Move-ClusterSharedVolume -Name "Cluster Virtual Disk (VM_Volume_01)" -Node "node02"

Deploying Hyper-V VMs on S2D

Store VM configuration files and VHDs in the CSV path. For Hyper-V, create the VM with the path pointing to the ClusterStorage directory:

New-VM -Name "TestVM01" -MemoryStartupBytes 4GB -Generation 2 -Path "C:ClusterStorageVM_Volume_01VMs" -NewVHDPath "C:ClusterStorageVM_Volume_01VMsTestVM01TestVM01.vhdx" -NewVHDSizeBytes 100GB -Switch "Hyper-V vSwitch"

# Register VM as a clustered role
Add-ClusterVirtualMachineRole -VMName "TestVM01"

Monitoring S2D Health

S2D provides a rich health model accessible through PowerShell. The storage subsystem, pools, virtual disks, and physical disks all report health and operational status:

# Overall storage subsystem health
Get-StorageSubSystem -FriendlyName "Clustered Windows Storage on s2d-cluster01" | Select HealthStatus, OperationalStatus

# All virtual disks
Get-VirtualDisk | Select FriendlyName, HealthStatus, OperationalStatus, ResiliencySettingName, Size, FootprintOnPool | Format-Table -AutoSize

# Physical disk health — look for disks with non-Healthy status
Get-PhysicalDisk | Select FriendlyName, MediaType, OperationalStatus, HealthStatus, Usage, Size | Sort HealthStatus | Format-Table -AutoSize

# S2D-specific storage job progress (rebuild, repair)
Get-StorageJob | Select Name, ElapsedTime, JobState, PercentComplete, IsBackgroundTask | Format-Table -AutoSize

When a drive fails, S2D automatically begins a rebuild job. The rebuild reads data from surviving copies (mirror or parity) and writes it to a spare drive or distributes it across remaining drives. Monitor rebuild progress:

while ($true) {
    $jobs = Get-StorageJob
    if ($jobs) { $jobs | Select Name, PercentComplete, JobState | Format-Table -AutoSize }
    Start-Sleep -Seconds 30
}

S2D Deduplication and Compression

S2D volumes formatted as ReFS support inline deduplication and compression on Windows Server 2022 (requires Datacenter Edition). This significantly reduces storage footprint for VM workloads with similar guest OS images. Enable it on a CSV volume:

# Install the Deduplication feature on all nodes
Invoke-Command -ComputerName "node01","node02","node03","node04" -ScriptBlock {
    Install-WindowsFeature -Name FS-Data-Deduplication
}

# Enable ReFS deduplication on the CSV volume (run on owner node)
Enable-DedupVolume -Volume "C:ClusterStorageVM_Volume_01" -UsageType HyperV

# Check deduplication status
Get-DedupStatus -Volume "C:ClusterStorageVM_Volume_01" | Select Volume, SavingsRate, SavedSpace, OptimizedFilesCount

Fault Tolerance Summary

S2D fault domains are nodes by default. In a rack-aware deployment, you can define chassis or rack fault domains so that S2D keeps mirror copies in separate racks. For a standard 4-node cluster:

Two-way mirror: tolerates 1 node/drive failure. Efficiency ~50%. Three-way mirror: tolerates 2 simultaneous node failures. Efficiency ~33%. Dual parity (RAID-6 equivalent): tolerates 2 drive failures per erasure set. Efficiency ~50% for 4 nodes, improving with more nodes. Mirror-accelerated parity: hot data in mirror tier, cold data in parity tier — balances performance and efficiency.

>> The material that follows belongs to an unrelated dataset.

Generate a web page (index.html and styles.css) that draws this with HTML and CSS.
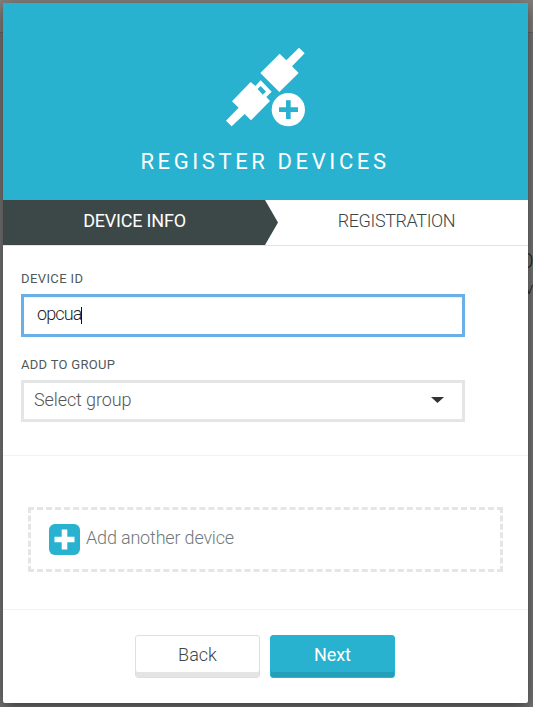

Windows Admin Center Integration

Windows Admin Center (WAC) provides a graphical interface for S2D management. After connecting WAC to your S2D cluster, the Cluster Manager extension shows real-time health of nodes, drives, volumes, and virtual machines. The Storage dashboard displays drive inventory with health indicators, rebuild status, cache hit ratios, and IOPS/latency per volume. WAC also surfaces S2D alerts and lets you add, remove, or replace drives without PowerShell. Install WAC on a management server (not on a cluster node) from the Microsoft download center and add your cluster connection using the cluster name.

# Verify S2D cluster is accessible from WAC management node
Get-Cluster -Name "s2d-cluster01" | Select Name, S2DEnabled

# Check S2D is enabled (S2DEnabled should be 1)
(Get-Cluster -Name "s2d-cluster01").S2DEnabled

Storage Spaces Direct on Windows Server 2022 provides enterprise-grade, software-defined storage suitable for both small edge deployments and large-scale data center HCI clusters. Proper hardware selection, network configuration, and ongoing health monitoring are the keys to a reliable S2D environment.